Guest Post: Public Sector Projects

A guest post by a reader:

Without knowing anything about this project but having plenty of public sector experience with projects I can tell you exactly what happened here.

Firstly, the service was unable to say with precision what it wanted from this project because its own strategic and operational objective-setting was hopelessly immature.

Secondly, the service was supported by an immature procurement function which was unable to challenge this outcome vacuum resulting in both these functions (the substantive service-owner and the procurement function) looking to each other to provide clarity as they went to the market.

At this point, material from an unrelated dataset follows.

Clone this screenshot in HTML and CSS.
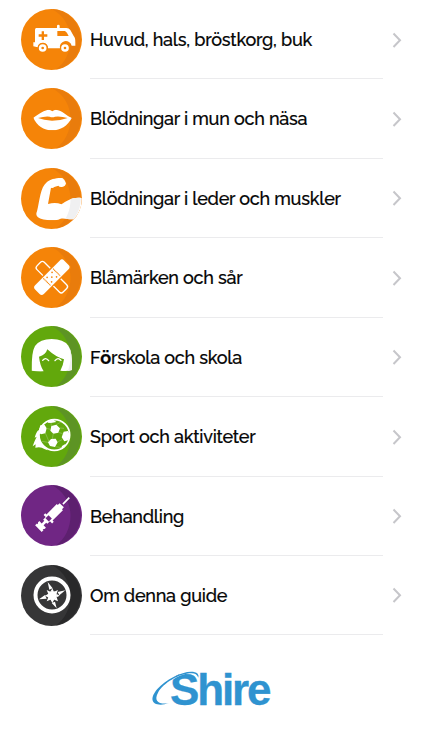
FILE: index.html
```html
<!DOCTYPE html>
<html lang="sv">
<head>
<meta charset="utf-8">
<title>Guide</title>
<link rel="stylesheet" href="styles.css">
</head>
<body>
<svg class="defs" aria-hidden="true">
  <defs>
    <path id="shade" d="M118 26C196 66 186 168 132 207A91.500 91.500 0 0 0 118 26Z"/>
    <path id="chev" d="M1.500 1.500 8 8.200 1.500 15"/>
    <clipPath id="lips"><path d="M63 114C76 106 90 94 105 91Q113 89 120 95Q127 89 134 91C150 94 163 108 178 115C166 139 144 152 120 152C94 152 73 137 63 114Z"/></clipPath>
    <clipPath id="arm"><path d="M104 65C112 57 132 52 150 53Q160 60 161 69Q160 78 149 80Q141 81 138 76L126 80Q121 85 116 82L107 131Q130 125 147 132C163 122 180 109 208 113Q210 151 184 177C165 178 151 170 138 178C118 182 88 180 76 170Q69 164 74 153C83 118 83 82 104 65Z"/></clipPath>
    <clipPath id="hair"><path d="M58 160Q57 105 68 86Q83 65 118 65Q154 65 168 85Q181 104 179 158Q165 163 144 160Q153 144 155 126Q130 119 105 96Q100 113 80 118Q83 145 94 162Q76 163 58 160Z"/></clipPath>
  </defs>
</svg>
<main class="list">
  <a class="row">
    <svg class="icon orange" viewBox="26 26 183 183"><circle cx="117.500" cy="117.500" r="91.500"/><use href="#shade" class="shade"/>
      <g class="white"><path d="M72 83H162Q170 83 174 89L184 107Q189 111 189 126V136H178A15 15 0 0 0 143 144H107A15 15 0 0 0 76 141L63 138V126H68V89Q68 83 72 83Z"/><rect x="134" y="73" width="8" height="13" rx="4"/></g>
      <g class="base"><circle cx="91" cy="143" r="15"/><circle cx="158" cy="143" r="15"/></g>
      <g class="white"><circle cx="91" cy="143" r="11.500"/><circle cx="158" cy="143" r="11.500"/></g>
      <g class="base"><path d="M135 92H158Q164 95 169 107H135ZM88 93H95V102H105V109H95V119H88V109H79V102H88Z"/><circle cx="91" cy="143" r="4"/><circle cx="158" cy="143" r="4"/></g></svg>
    <span class="label">Huvud, hals, bröstkorg, buk</span><svg class="chev" viewBox="0 0 10 17"><use href="#chev"/></svg>
  </a>
  <a class="row">
    <svg class="icon orange" viewBox="26 25 183 183"><g transform="translate(0 -1)"><circle cx="117.500" cy="117.500" r="91.500"/><use href="#shade" class="shade"/></g>
      <g clip-path="url(#lips)"><path class="white" d="M0 0H240V240H0Z"/><use href="#shade" class="pale"/></g><path class="base" d="M77 115Q99 109 112 111Q120 114 128 111Q145 109 166 115Q145 123 119 123Q94 122 77 115Z"/></svg>
    <span class="label">Blödningar i mun och näsa</span><svg class="chev" viewBox="0 0 10 17"><use href="#chev"/></svg>
  </a>
  <a class="row">
    <svg class="icon orange" viewBox="26 23 183 183"><g transform="translate(0 -3)"><circle cx="117.500" cy="117.500" r="91.500"/><use href="#shade" class="shade"/></g>
      <g clip-path="url(#arm)"><path class="white" d="M0 0H240V240H0Z"/><use href="#shade" class="pale"/></g></svg>
    <span class="label">Blödningar i leder och muskler</span><svg class="chev" viewBox="0 0 10 17"><use href="#chev"/></svg>
  </a>
  <a class="row">
    <svg class="icon orange" viewBox="26 22 183 183"><g transform="translate(0 -4)"><circle cx="117.500" cy="117.500" r="91.500"/><use href="#shade" class="shade"/></g>
      <rect class="outline" x="63" y="97" width="111" height="31" rx="8" transform="rotate(45 118.500 112.500)"/>
      <g transform="rotate(-45 118.500 112.500)"><rect class="band-gap" x="54" y="90" width="129" height="45" rx="11"/><rect class="white" x="57" y="94" width="123" height="37" rx="9"/><path class="stitch" d="M98 97V128M139 97V128"/><g class="base"><circle cx="108" cy="103" r="2.500"/><circle cx="129" cy="103" r="2.500"/><circle cx="118.500" cy="112.500" r="2.500"/><circle cx="108" cy="122" r="2.500"/><circle cx="129" cy="122" r="2.500"/></g></g></svg>
    <span class="label">Blåmärken och sår</span><svg class="chev" viewBox="0 0 10 17"><use href="#chev"/></svg>
  </a>
  <a class="row">
    <svg class="icon green" viewBox="26 26 183 183"><circle cx="117.500" cy="117.500" r="91.500"/><use href="#shade" class="shade"/>
      <g clip-path="url(#hair)"><path class="white" d="M0 0H240V240H0Z"/><use href="#shade" class="pale"/></g><path class="smile" d="M91 129Q100 118 109 130M128 130Q137 118 146 129"/></svg>
    <span class="label">F<b>ö</b>rskola och skola</span><svg class="chev" viewBox="0 0 10 17"><use href="#chev"/></svg>
  </a>
  <a class="row">
    <svg class="icon green" viewBox="26 24 183 183"><g transform="translate(0 -2)"><circle cx="117.500" cy="117.500" r="91.500"/><use href="#shade" class="shade"/></g>
      <path class="white" d="M79 96Q72 101 67 119L73 116Q67 127 61 145L70 139L69 149Q86 145 96 153L106 157L84 130Z"/><circle class="base" cx="126" cy="111" r="46"/><circle class="ball" cx="126" cy="111" r="46"/>
      <g class="white"><path d="M117 84 132 80 143 91 138 104 123 107 114 98ZM116 123 130 122 136 133 128 147 113 144 107 133ZM84 82 97 81 103 91 99 106 86 109 78 103ZM154 101 167 99 173 111 168 127 156 130 148 118ZM108 68 123 65 132 72 116 75 106 74ZM149 144 159 138 157 148 146 154Z"/></g>
      <path class="seam" d="M101 91 115 94M117 84 116 74M138 103 151 107M123 106 120 123M99 105 110 131M135 132 149 125M143 90 155 91M107 133 88 130M129 146 148 149M132 80 146 72"/></svg>
    <span class="label">Sport och aktiviteter</span><svg class="chev" viewBox="0 0 10 17"><use href="#chev"/></svg>
  </a>
  <a class="row">
    <svg class="icon purple" viewBox="26 25 183 183"><g transform="translate(0 -1)"><circle cx="117.500" cy="117.500" r="91.500"/><use href="#shade" class="shade"/></g>
      <g transform="translate(144 90) rotate(45)"><path class="white" d="M-2.500-38H2.500V-11H-2.500ZM-9-6H9V2H13V46H18V53H9V64H4V75H14V81L10 85H14V93H-14V85H-10L-14 81V75H-4V64H-9V53H-18V46H-13V2H-9Z"/><path class="base" d="M-7 43H7V56H-7Z"/></g></svg>
    <span class="label">Behandling</span><svg class="chev" viewBox="0 0 10 17"><use href="#chev"/></svg>
  </a>
  <a class="row">
    <svg class="icon dark" viewBox="26 27 183 183"><g transform="translate(0 1)"><circle cx="117.500" cy="117.500" r="91.500"/><use href="#shade" class="shade"/></g>
      <circle class="ring" cx="119" cy="117" r="49.500"/><g class="white"><circle cx="120" cy="119" r="14"/><path d="M106 78 121 97 111 101ZM159 103 141 118 136 108ZM133 157 118 141 128 137ZM80 130 98 117 103 128ZM120 97 124 106 115 106ZM142 119 133 124 133 114ZM120 141 115 132 125 132ZM98 119 107 114 107 124ZM103 102 114 107 108 114ZM137 102 132 114 125 107ZM137 136 126 131 133 124ZM103 136 108 124 114 131Z"/></g></svg>
    <span class="label">Om denna guide</span><svg class="chev" viewBox="0 0 10 17"><use href="#chev"/></svg>
  </a>
</main>
<footer class="brand">
  <svg class="logo" viewBox="0 0 405 180" role="img" aria-label="Shire">
    <text class="wordmark" x="75" y="136">Shire</text>
    <path class="swoosh-gap" d="M57 127C28 125 38 91 72 65C99 43 136 30 163 43"/>
    <path class="swoosh" d="M72 130C22 144 9 119 37 87C68 53 135 22 158 41Q162 45 160 53Q155 40 140 40C102 40 55 70 39 98C26 122 39 134 72 130Z"/>
  </svg>
</footer>
</body>
</html>
```
FILE: styles.css
```css
* { box-sizing: border-box; }
body {
  margin: 0;
  width: 422px;
  height: 750px;
  overflow: hidden;
  background: #fff;
  color: #050505;
  font-family: Raleway, Lato, sans-serif;
}
.defs { display: block; width: 0; height: 0; }
.list { padding: 0 19px 0 21px; }
.row {
  display: grid;
  grid-template-columns: 61px 293px 1fr;
  column-gap: 8px;
  height: 79.43px;
  align-items: start;
}
.icon { display: block; width: 61px; height: 61px; margin-top: 8.7px; }
.label {
  height: 100%;
  border-bottom: 1px solid #ebebed;
  padding-top: 3px;
  font-size: 18px;
  font-weight: 500;
  letter-spacing: -0.235px;
  line-height: 73px;
  white-space: nowrap;
  -webkit-text-stroke: 0.2px #050505;
}
.chev { width: 10px; height: 17px; margin: 31.5px 0 0 1px; justify-self: start; fill: none; stroke: #c6c6ca; stroke-width: 2; }
.orange { --base: #f58408; --shade: #e97c0c; }
.green { --base: #62a80c; --shade: #5d9424; }
.purple { --base: #702684; --shade: #5d206f; }
.dark { --base: #363637; --shade: #29292a; }
.icon circle, .base { fill: var(--base); }
.shade { fill: var(--shade); }
.white, .icon .white circle { fill: #fff; }
.pale { fill: #f0f0f1; }
.outline { fill: none; stroke: #fff; stroke-width: 4; }
.band-gap { fill: var(--base); }
.stitch { fill: none; stroke: var(--base); stroke-width: 3; stroke-dasharray: 4 1; }
.smile { fill: none; stroke: #fff; stroke-width: 4; stroke-linecap: round; }
.icon .ball { fill: none; stroke: #fff; stroke-width: 5; }
.seam { fill: none; stroke: #a9cf79; stroke-width: 1.5; }
.icon .ring { fill: none; stroke: #fff; stroke-width: 12; }
.brand { display: flex; justify-content: center; padding-top: 24.5px; }
.logo { width: 135px; height: 60px; margin-left: 3px; }
.wordmark { font: bold 132px "Liberation Sans", sans-serif; letter-spacing: -6.5px; fill: #2f93d0; stroke: #2f93d0; stroke-width: 1; }
.swoosh { fill: #2f93d0; }
.swoosh-gap { fill: none; stroke: #fff; stroke-width: 4; }
```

Thirdly, the project management staff were not project professionals but generic public servants who thought they’d like to have a crack at something else and lacked formal expertise in project methodologies and the subject-matter itself, and spent their time perpetually anxious.

Fourthly, the first three elements resulted in supplier-capture with the public servants deeply grateful to find a supplier able to meet their undetermined needs and also well-placed to both overcharge and underdeliver.

Fifthly, while there was a chart showing governance relationships and an identified project owner and sponsor neither of these positions had the skill, expertise or heft to effectively challenge the project or its supplier as it went wrong.

Sixthly, over time as funds were sunk and progress stalled, the paralysing public sector risk-aversion came to the fore making it extremely difficult for staff who were already out of their depth to screw up the courage to escalate.

Seventh, the project sponsor who as we have already remarked lacked the ability to turn the project around found it simpler and less threatening to distance themselves from the project in the hope that any adverse consequences would stick to those involved in day-to-day activity rather than those “sponsoring” it from the lofty heights of the executive office.

Finally, the collegial and comfortable public sector ethos of distributed accountability meant the governance group members never felt compelled to stick their heads above the parapet and call out the emperor’s nakedness.

I hope any reports cover the following:

1. Executive sponsorship means exactly that and if anyone is to hang, that is where you start.

2. Public service risk-aversion is a blight on everything they do (much of it driven by politics one has to admit) and staff need to be encouraged to call out failure loudly and early rather than let it drift for fear of being the bearer of bad news.

3. Generic skills do not qualify particular people to be procurement staff, project staff or subject-matter experts; the public sector needs to recruit to the level the complexity of its tasks demands.